Defect-enriched, active, self-supporting, coralline-like, high-entropy spinel oxide (FeNiCoMnCr)3O4 electrodes for high-stability oxygen evolution reaction

Abstract

High-entropy spinel oxides are promising catalysts for the oxygen evolution reaction due to their unique structures and high stability. However, developing defect-enriched, active, self-supporting, high-entropy spinel oxide electrodes is still a challenge. This study is the first to report defect-enriched, self-supporting, coralline-like, high-entropy spinel oxide (FeNiCoMnCr)₃O₄ electrodes (HEO-H500@NF) prepared using a synergistic approach integrating hydrothermal synthesis with hydrogen reduction.
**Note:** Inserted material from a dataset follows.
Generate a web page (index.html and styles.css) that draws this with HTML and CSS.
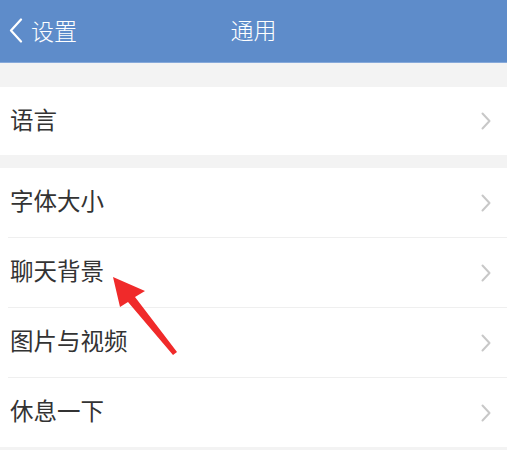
FILE: index.html
```html
<!DOCTYPE html>
<html lang="zh-CN">
<head>
    <meta charset="UTF-8">
    <meta name="viewport" content="width=device-width, initial-scale=1.0">
    <title>通用</title>
    <link rel="stylesheet" href="styles.css">
</head>
<body>
    <div class="page">
        <div class="topbar">
            <div class="back">
                <svg class="back-icon" width="16" height="26" viewBox="0 0 16 26">
                    <path d="M13 1.5 L3 12.5 L13 23.5" fill="none" stroke="#fff" stroke-width="2.2" stroke-linecap="round" stroke-linejoin="round"/>
                </svg>
                <span>设置</span>
            </div>
            <div class="title">通用</div>
        </div>

        <div class="group first">
            <div class="row"><span class="label">语言</span><svg class="chev" width="10" height="18" viewBox="0 0 10 18"><path d="M1.5 1.5 L8.5 9 L1.5 16.5" /></svg></div>
        </div>

        <div class="group">
            <div class="row"><span class="label">字体大小</span><svg class="chev" width="10" height="18" viewBox="0 0 10 18"><path d="M1.5 1.5 L8.5 9 L1.5 16.5" /></svg></div>
            <div class="row"><span class="label">聊天背景</span><svg class="chev" width="10" height="18" viewBox="0 0 10 18"><path d="M1.5 1.5 L8.5 9 L1.5 16.5" /></svg></div>
            <div class="row"><span class="label">图片与视频</span><svg class="chev" width="10" height="18" viewBox="0 0 10 18"><path d="M1.5 1.5 L8.5 9 L1.5 16.5" /></svg></div>
            <div class="row"><span class="label">休息一下</span><svg class="chev" width="10" height="18" viewBox="0 0 10 18"><path d="M1.5 1.5 L8.5 9 L1.5 16.5" /></svg></div>
        </div>

        <svg class="pointer" width="507" height="450" viewBox="0 0 507 450">
            <polygon points="113,277 145,291 135,297 177,352 173,355 128,302 120,307" fill="#f02a2a"/>
        </svg>
    </div>
</body>
</html>
```

FILE: styles.css
```css
* {
    box-sizing: border-box;
}
body {
    margin: 0;
    background-color: #f3f3f3;
    font-family: "Noto Sans CJK SC", "Noto Sans", sans-serif;
}
.page {
    position: relative;
    width: 507px;
    height: 450px;
    overflow: hidden;
}
.topbar {
    position: relative;
    height: 63px;
    background-color: #5e8cca;
    border-bottom: 1px solid #86a9da;
    display: flex;
    align-items: center;
    justify-content: center;
    color: #fff;
}
.back {
    position: absolute;
    left: 8px;
    top: 0;
    height: 62px;
    display: flex;
    align-items: center;
    gap: 7px;
    font-size: 23px;
    font-weight: 300;
}
.back span {
    margin-top: -3px;
}
.title {
    font-size: 23px;
    font-weight: 300;
    margin-top: -4px;
}
.group {
    background: #fff;
    margin-top: 13px;
}
.group.first {
    margin-top: 24px;
}
.row {
    height: 70px;
    display: flex;
    align-items: center;
    justify-content: space-between;
    margin-left: 8px;
    padding: 0 16px 0 2px;
    border-top: 1px solid #efefef;
    font-size: 23.5px;
    color: #333;
}
.label {
    margin-top: -5px;
}
.row:first-child {
    border-top: none;
    height: 69px;
}
.group.first .row {
    height: 68px;
}
.chev path {
    fill: none;
    stroke: #c8c8c8;
    stroke-width: 2;
    stroke-linecap: round;
    stroke-linejoin: round;
}
.pointer {
    position: absolute;
    left: 0;
    top: 0;
}
```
The optimized electrode exhibited excellent OER performance with an overpotential of 280 mV at 100 mA cm⁻² and a small Tafel slope of 40.3 mV dec⁻¹, superior to that of most high-entropy oxide catalysts reported so far. Additionally, the electrode maintained a stable overpotential of 280 mV at a current density of 100 mA cm⁻² for 200 hours. Experimental and computational studies showed that the large number of oxygen vacancies on the surface of the HEO-H500@NF electrode was capable of enhancing the adsorption of the OER intermediates at active sites and reducing the energy barrier (formation of *O) of the rate-determining step, thus improving the OER performance. This study provides a new strategy for improving the OER performance of self-supporting, high-entropy oxide electrodes.